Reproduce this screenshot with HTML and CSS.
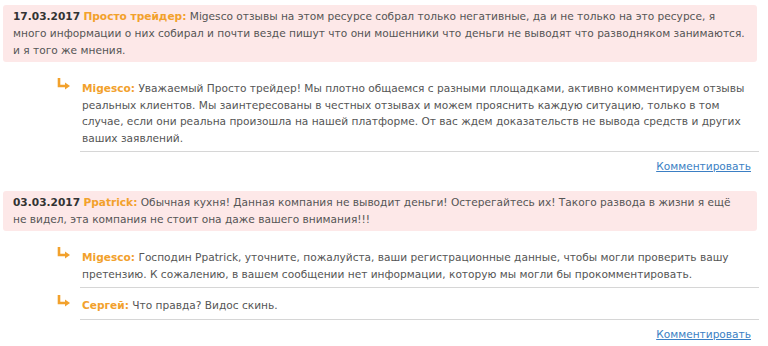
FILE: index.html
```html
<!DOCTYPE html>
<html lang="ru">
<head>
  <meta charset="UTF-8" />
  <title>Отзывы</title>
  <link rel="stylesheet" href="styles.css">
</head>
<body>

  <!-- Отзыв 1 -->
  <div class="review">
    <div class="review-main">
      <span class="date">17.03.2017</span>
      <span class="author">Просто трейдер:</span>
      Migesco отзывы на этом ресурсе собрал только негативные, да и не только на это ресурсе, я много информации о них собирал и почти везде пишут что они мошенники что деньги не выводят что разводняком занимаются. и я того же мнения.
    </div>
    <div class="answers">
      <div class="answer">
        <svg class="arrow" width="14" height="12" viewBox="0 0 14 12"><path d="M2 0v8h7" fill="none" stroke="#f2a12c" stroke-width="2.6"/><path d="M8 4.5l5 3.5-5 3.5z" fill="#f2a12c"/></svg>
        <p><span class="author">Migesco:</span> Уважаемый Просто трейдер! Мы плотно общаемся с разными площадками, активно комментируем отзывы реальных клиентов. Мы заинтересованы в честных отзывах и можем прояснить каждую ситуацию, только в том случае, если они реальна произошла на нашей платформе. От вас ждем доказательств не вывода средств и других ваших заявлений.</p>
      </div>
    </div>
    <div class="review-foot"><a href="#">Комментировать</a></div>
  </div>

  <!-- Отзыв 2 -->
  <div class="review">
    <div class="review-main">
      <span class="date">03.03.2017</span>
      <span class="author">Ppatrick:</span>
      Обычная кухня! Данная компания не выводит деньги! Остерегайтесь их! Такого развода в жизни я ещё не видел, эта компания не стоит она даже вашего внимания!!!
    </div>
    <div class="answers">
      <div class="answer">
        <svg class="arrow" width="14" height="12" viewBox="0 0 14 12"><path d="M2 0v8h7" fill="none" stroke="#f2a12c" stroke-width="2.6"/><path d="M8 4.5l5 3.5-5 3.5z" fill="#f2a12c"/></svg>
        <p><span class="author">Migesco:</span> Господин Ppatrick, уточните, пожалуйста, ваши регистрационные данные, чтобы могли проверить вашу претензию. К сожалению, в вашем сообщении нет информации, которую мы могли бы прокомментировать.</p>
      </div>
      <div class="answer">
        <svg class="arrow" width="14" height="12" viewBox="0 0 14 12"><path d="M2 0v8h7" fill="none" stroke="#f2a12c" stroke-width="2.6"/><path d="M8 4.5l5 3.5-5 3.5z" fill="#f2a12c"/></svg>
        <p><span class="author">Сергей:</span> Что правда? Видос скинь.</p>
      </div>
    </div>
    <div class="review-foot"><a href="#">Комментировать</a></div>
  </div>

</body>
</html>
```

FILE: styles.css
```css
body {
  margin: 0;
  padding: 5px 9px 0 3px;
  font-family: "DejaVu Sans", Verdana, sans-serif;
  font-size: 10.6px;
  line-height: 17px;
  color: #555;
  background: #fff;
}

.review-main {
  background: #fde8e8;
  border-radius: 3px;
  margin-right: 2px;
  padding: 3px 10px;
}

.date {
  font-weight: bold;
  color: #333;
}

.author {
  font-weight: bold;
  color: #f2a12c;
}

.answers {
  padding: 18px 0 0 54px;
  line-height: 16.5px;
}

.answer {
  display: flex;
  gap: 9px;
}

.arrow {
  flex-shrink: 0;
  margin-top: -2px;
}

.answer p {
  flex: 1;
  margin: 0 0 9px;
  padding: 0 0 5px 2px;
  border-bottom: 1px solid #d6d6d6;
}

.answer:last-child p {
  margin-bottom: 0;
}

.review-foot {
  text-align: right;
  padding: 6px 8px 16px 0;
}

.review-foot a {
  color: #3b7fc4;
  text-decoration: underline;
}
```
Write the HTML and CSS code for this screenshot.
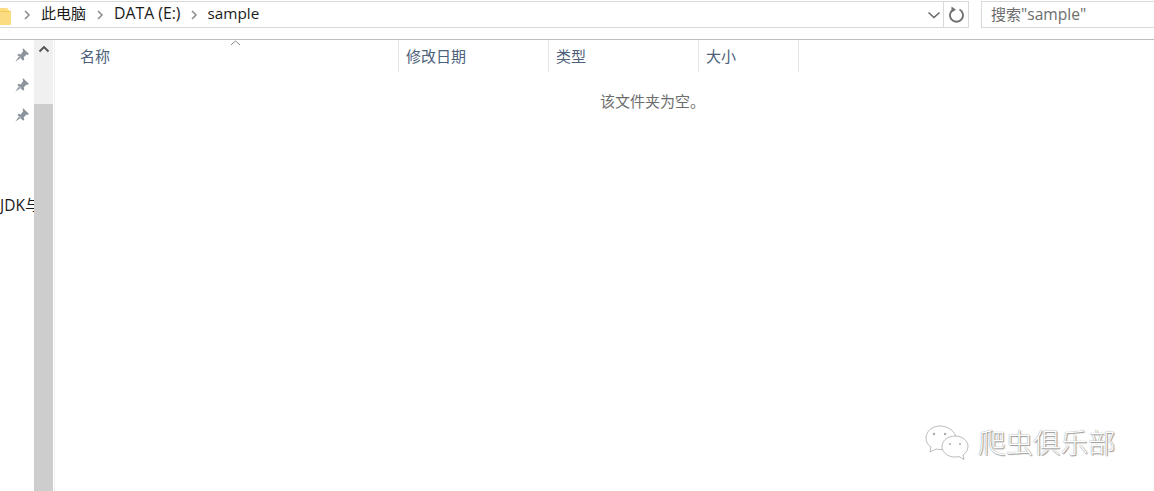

#### PROBLEM REQUIREMENTS
Copy each line of the listing that holds the word "this".

#### REPLY TO THE EXERCISE
Reproduce this screenshot with HTML and CSS.
Write the HTML and CSS code for this screenshot.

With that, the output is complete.